O prefeito de Moscou, Serguei Sobyanin – que havia dito aos moradores para ficarem em casa no sábado, quando os combatentes amotinados chegaram a algumas centenas de quilômetros da capital –, anunciou a suspensão de um regime de segurança antiterrorismo.

Enquanto isso, governos estrangeiros, tanto aliados quanto hostis à Rússia, ficaram buscando resposta para o que havia ocorrido nos bastidores e o que poderia vir a seguir. A China, aliada da Rússia, afirmou que apoiava Moscou na manutenção da estabilidade nacional.

Já a Ucrânia e seus aliados ocidentais disseram que o motim revelou fissuras na Rússia de Putin. “O sistema político está mostrando fragilidades, e o poder militar está rachando”, afirmou o chefe da diplomacia da União Europeia (UE), Josep Borrell.

O secretário de Estado dos Estados Unidos, Antony Blinken, por sua vez, disse que o motim “desafiou diretamente a autoridade de Putin”. “Portanto, isso levanta questões profundas e revela fissuras reais” no mais alto nível do Estado russo, declarou.

 
Grupo mercenário

O Grupo Wagner é notório por sua crueldade e táticas brutais no campo de batalha. Ele também demonstrou sua violência fora da frente de combate em vídeos de supostas execuções de mercenários desertores.

Um vídeo publicado no aplicativo de mensagens Telegram mostra um ex-presidiário e combatente do Grupo Wagner, que se identificou como Dmitri Yakushchenko, aparentemente sendo espancado até a morte com uma marreta.

Mas, dois dias depois, Prigozhin apareceu diante de blogueiros militares e da mídia estatal russa com o suposto “combatente executado”, referindo-se a ele como “um bom sujeito, que trouxe uma grande quantidade de informações importantes do cativeiro ucraniano”.

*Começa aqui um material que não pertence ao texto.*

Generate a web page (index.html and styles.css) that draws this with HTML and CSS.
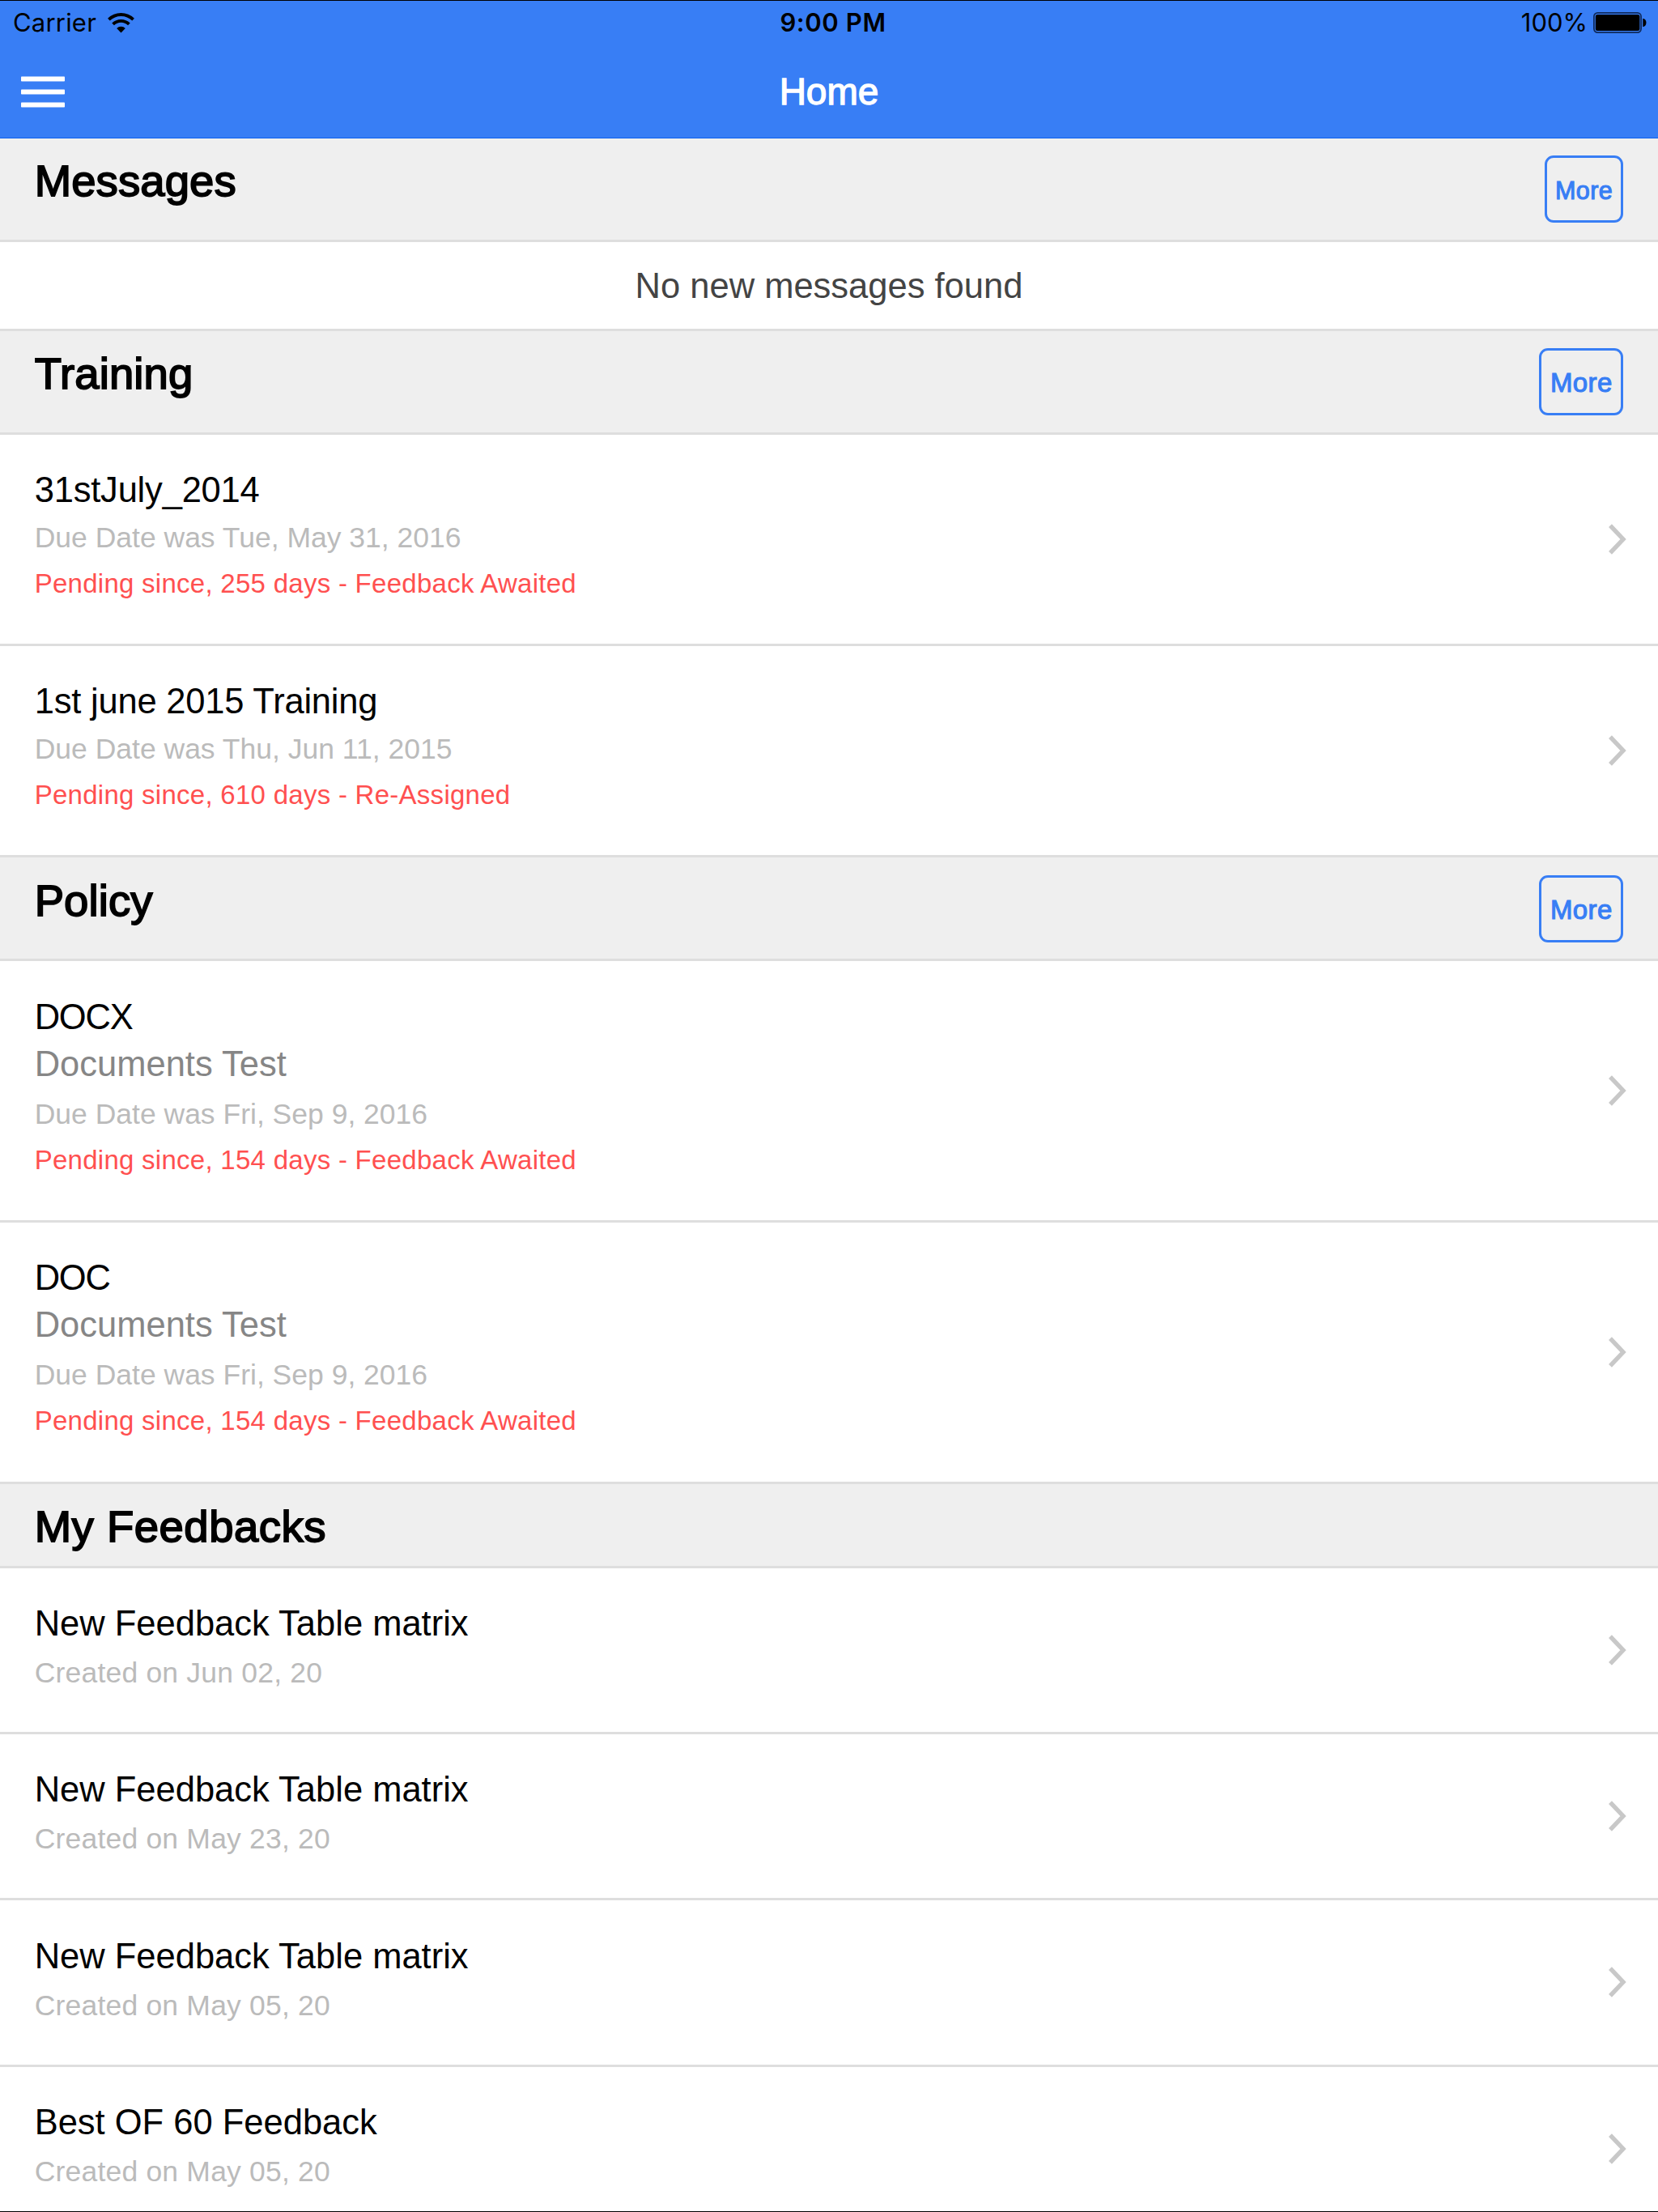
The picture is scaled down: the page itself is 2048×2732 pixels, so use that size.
FILE: index.html
```html
<!DOCTYPE html>
<html lang="en">
<head>
<meta charset="utf-8">
<title>Home</title>
<link rel="stylesheet" href="styles.css">
</head>
<body>
<svg class="defs" width="0" height="0">
  <symbol id="chevron" viewBox="0 0 22 38">
    <path d="M2 2.2 L18 19 L2 35.8" fill="none" stroke="#c8c8c8" stroke-width="5.4"/>
  </symbol>
</svg>

<header class="bar">
  <div class="status">
    <div class="status-left">
      <span>Carrier</span>
      <svg class="wifi" width="33" height="25" viewBox="0 0 33 25">
        <path d="M1.4 8.2 A21.5 21.5 0 0 1 31.6 8.2" fill="none" stroke="#000" stroke-width="3.8"/>
        <path d="M6.6 13.9 A14 14 0 0 1 26.4 13.9" fill="none" stroke="#000" stroke-width="3.8"/>
        <path d="M11.2 19 A7.4 7.4 0 0 1 21.8 19 L16.5 24.4 Z"/>
      </svg>
    </div>
    <div class="status-time">9:00 PM</div>
    <div class="status-right">
      <span>100%</span>
      <svg class="battery" width="66" height="26" viewBox="0 0 66 26">
        <rect x="0.9" y="0.9" width="58.2" height="24.2" rx="4.5" fill="none" stroke="#0f2a5c" stroke-width="1.7"/>
        <rect x="2.8" y="3" width="54.6" height="20" rx="2.5"/>
        <path d="M61.3 8 C66.8 8 66.8 18 61.3 18 Z"/>
      </svg>
    </div>
  </div>
  <div class="nav">
    <svg class="menu" width="54" height="39" viewBox="0 0 54 39" fill="#fff">
      <rect y="0.5" width="54" height="6" rx="0.8"/>
      <rect y="16.5" width="54" height="6" rx="0.8"/>
      <rect y="32.5" width="54" height="6" rx="0.8"/>
    </svg>
    <h1 class="title">Home</h1>
  </div>
</header>

<main class="list">
  <div class="divider">
    <h2>Messages</h2>
    <a class="button button-small">More</a>
  </div>
  <div class="item-empty">No new messages found</div>

  <div class="divider">
    <h2>Training</h2>
    <a class="button">More</a>
  </div>
  <div class="item item-training">
    <div>
      <h3>31stJuly_2014</h3>
      <p class="date">Due Date was Tue, May 31, 2016</p>
      <p class="pending">Pending since, 255 days - Feedback Awaited</p>
    </div>
    <svg class="chevron"><use href="#chevron"/></svg>
  </div>
  <div class="item item-training">
    <div>
      <h3>1st june 2015 Training</h3>
      <p class="date">Due Date was Thu, Jun 11, 2015</p>
      <p class="pending">Pending since, 610 days - Re-Assigned</p>
    </div>
    <svg class="chevron"><use href="#chevron"/></svg>
  </div>

  <div class="divider">
    <h2>Policy</h2>
    <a class="button">More</a>
  </div>
  <div class="item item-policy">
    <div>
      <h3>DOCX</h3>
      <p class="category">Documents Test</p>
      <p class="date">Due Date was Fri, Sep 9, 2016</p>
      <p class="pending">Pending since, 154 days - Feedback Awaited</p>
    </div>
    <svg class="chevron"><use href="#chevron"/></svg>
  </div>
  <div class="item item-policy">
    <div>
      <h3>DOC</h3>
      <p class="category">Documents Test</p>
      <p class="date">Due Date was Fri, Sep 9, 2016</p>
      <p class="pending">Pending since, 154 days - Feedback Awaited</p>
    </div>
    <svg class="chevron"><use href="#chevron"/></svg>
  </div>

  <div class="divider divider-plain">
    <h2>My Feedbacks</h2>
  </div>
  <div class="item item-feedback">
    <div>
      <h3>New Feedback Table matrix</h3>
      <p class="date">Created on Jun 02, 20</p>
    </div>
    <svg class="chevron"><use href="#chevron"/></svg>
  </div>
  <div class="item item-feedback">
    <div>
      <h3>New Feedback Table matrix</h3>
      <p class="date">Created on May 23, 20</p>
    </div>
    <svg class="chevron"><use href="#chevron"/></svg>
  </div>
  <div class="item item-feedback">
    <div>
      <h3>New Feedback Table matrix</h3>
      <p class="date">Created on May 05, 20</p>
    </div>
    <svg class="chevron"><use href="#chevron"/></svg>
  </div>
  <div class="item item-feedback">
    <div>
      <h3>Best OF 60 Feedback</h3>
      <p class="date">Created on May 05, 20</p>
    </div>
    <svg class="chevron"><use href="#chevron"/></svg>
  </div>
</main>
</body>
</html>
```
FILE: styles.css
```css
* {
    box-sizing: border-box;
}
body {
    display: flex;
    flex-direction: column;
    height: 2732px;
    margin: 0;
    overflow: hidden;
    background: #fff;
    color: #000;
    font-family: "Liberation Sans", Arial, sans-serif;
    border-bottom: 1px solid #000;
}
h1, h2, h3, p {
    margin: 0;
    font-weight: 400;
}
.defs {
    position: absolute;
}

/* header */
.bar {
    flex: none;
    height: 171px;
    background: #387ef5;
    border-top: 1px solid #000;
    border-bottom: 1px solid #0c60ee;
}
.status {
    display: grid;
    grid-template-columns: 1fr auto 1fr;
    height: 54px;
    padding: 0 14px 0 16px;
    font-family: Inter, sans-serif;
    font-size: 31px;
    line-height: 54px;
}
.status-left, .status-right {
    display: flex;
    align-items: center;
}
.status-left {
    letter-spacing: 0.2px;
}
.status-right {
    justify-content: flex-end;
}
.status-time {
    padding-left: 8px;
    font-weight: 600;
    letter-spacing: 0.6px;
}
.wifi {
    margin-left: 14px;
}
.battery {
    margin-left: 7px;
}
.nav {
    display: grid;
    grid-template-columns: 1fr auto 1fr;
    align-items: center;
    height: 115px;
    padding: 0 26px;
}
.menu {
    margin-top: 1px;
}
.title {
    color: #fff;
    font-size: 46px;
    -webkit-text-stroke: 1.3px #fff;
}

/* list */
.list {
    flex: 1;
    min-height: 0;
    overflow: hidden;
}
.divider {
    display: flex;
    justify-content: space-between;
    align-items: flex-start;
    height: 128px;
    padding: 21.33px 42.67px 0;
    background: #efefef;
    border-bottom: 3px solid #dedede;
}
.divider h2 {
    padding-top: 2px;
    font-size: 54.5px;
    line-height: 60px;
    letter-spacing: 0.1px;
    -webkit-text-stroke: 1.8px #000;
}
.divider-plain {
    height: 104px;
}
.divider-plain h2 {
    letter-spacing: 0.5px;
}
.button {
    width: 104px;
    height: 83px;
    border: 3px solid #387ef5;
    border-radius: 11px;
    color: #387ef5;
    font-size: 33px;
    line-height: 80px;
    letter-spacing: 0.4px;
    text-align: center;
    -webkit-text-stroke: 1.1px #387ef5;
}
.button-small {
    width: 97.5px;
    font-size: 30.5px;
}
.item-empty {
    height: 109.67px;
    border-bottom: 3px solid #dedede;
    color: #444;
    font-size: 43.5px;
    line-height: 109px;
    text-align: center;
}
.item {
    display: flex;
    justify-content: space-between;
    height: 261.33px;
    padding: 40.5px 39px 0 42.67px;
    border-bottom: 3px solid #dedede;
}
.item-policy {
    height: 322.67px;
}
.item-feedback {
    height: 205.33px;
}
.item h3 {
    font-size: 43.5px;
    line-height: 56px;
}
.item-training h3 {
    letter-spacing: -0.2px;
}
.item-policy h3 {
    letter-spacing: -1.2px;
}
.category {
    color: #868686;
    font-size: 43.5px;
    line-height: 61px;
}
.date {
    color: #bbb;
    font-size: 35.5px;
    line-height: 62px;
}
.item-feedback .date {
    line-height: 66px;
    letter-spacing: 0.2px;
}
.pending {
    color: #ff5050;
    font-size: 33px;
    line-height: 52px;
    letter-spacing: 0.27px;
}
.chevron {
    align-self: center;
    width: 22px;
    height: 38px;
    margin-top: -40.5px;
}
```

Em 2022, o Grupo Wagner adotou a marreta como símbolo, depois de supostamente usá-la para executar um desertor de suas fileiras.

“A ostentação da crueldade é parte do que Prigozhin oferece. Seja o que for – uma peça encenada ‘trollagem’ ou performance imersiva –, isso tudo não deixa de fazer parte de uma campanha publicitária que promove o culto à violência”, escreveu Andrei Kolesnikov, do observatório de política externa Carnegie Endowment for International Peace, no jornal independente Novaya Gazeta.